Avoid hypothetical or abstract questions as responses will often not fully address the presenting issue. It is preferable to seek advice in writing. Where this is not practicable, take clear notes. In a high risk situation keep your line manager informed on the issue at hand and the advice given.
Don’t go shopping for advice. There is a no return policy!
Disclosure – When there is a specific requirement for disclosure such as employment declarations and conflict of interests there is a positive obligation to make the necessary disclosure(s) before a decision is made. Conflicts of interest are both real (the conflict is self-evident) and perceived (people may reasonably form a view that a conflict of interest exists). It is always best to play it safe and declare a perceived conflict of interest in areas such as relationships and friendships out of work. Where you have any doubt, discuss the matter with your line manager and talk through what is a reasonable approach to managing the situation.
When in doubt disclose!
Decision making – The first and most important step in the decision making process is to determine whether you have the authority to make the decision.

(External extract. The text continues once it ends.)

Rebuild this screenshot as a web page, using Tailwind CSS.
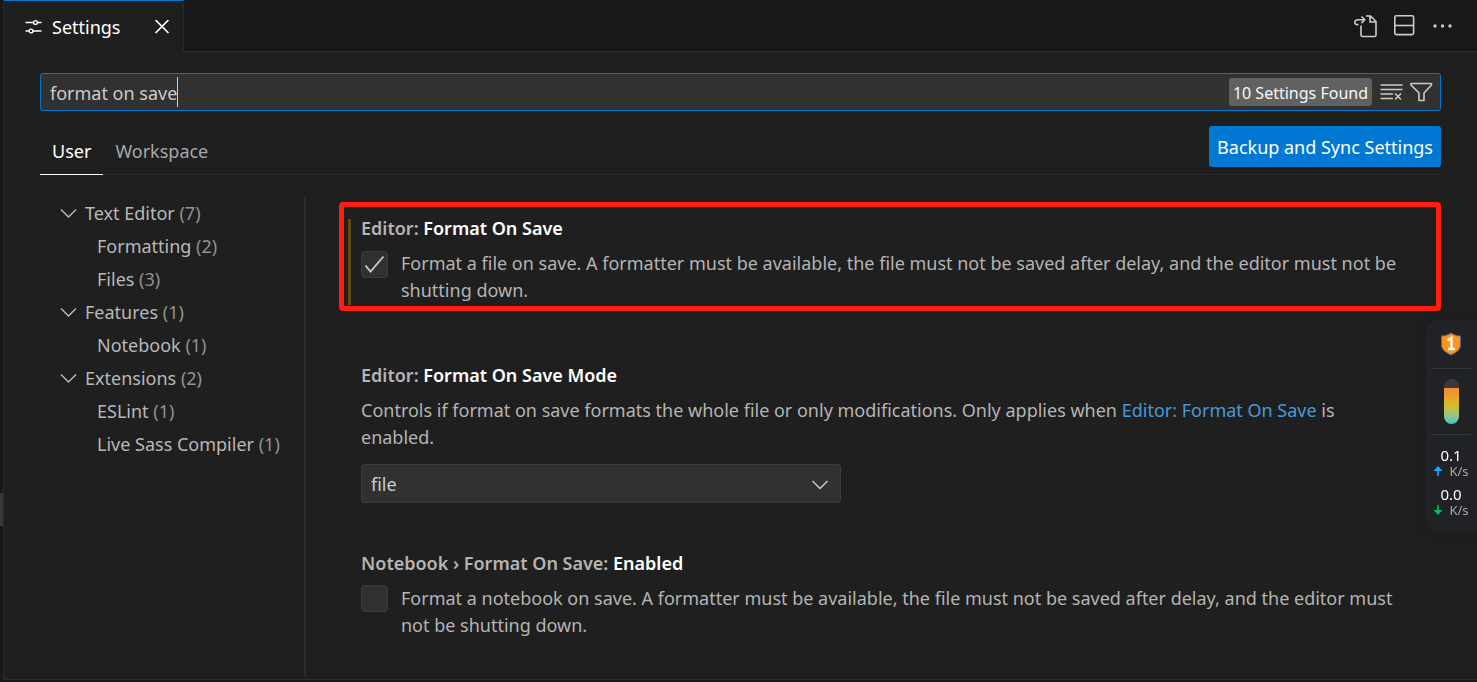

If you do not have the authority, you need to determine who has the authority and initiate the processes needed to bring your matter to the decision makers attention. You are held to a high standard in the decision making process under the principles of natural justice and procedural fairness when making decisions under your own authority that directly affects the rights or interests of your staff.
- The “hearing rule” – people who are affected by a decision must be able to express their views to the decision maker.
- The “bias rule” in that the decision maker must be impartial and have no personal stake in the matter to be decided.
It is important that your school or preschool has a clear and communicated decision making process.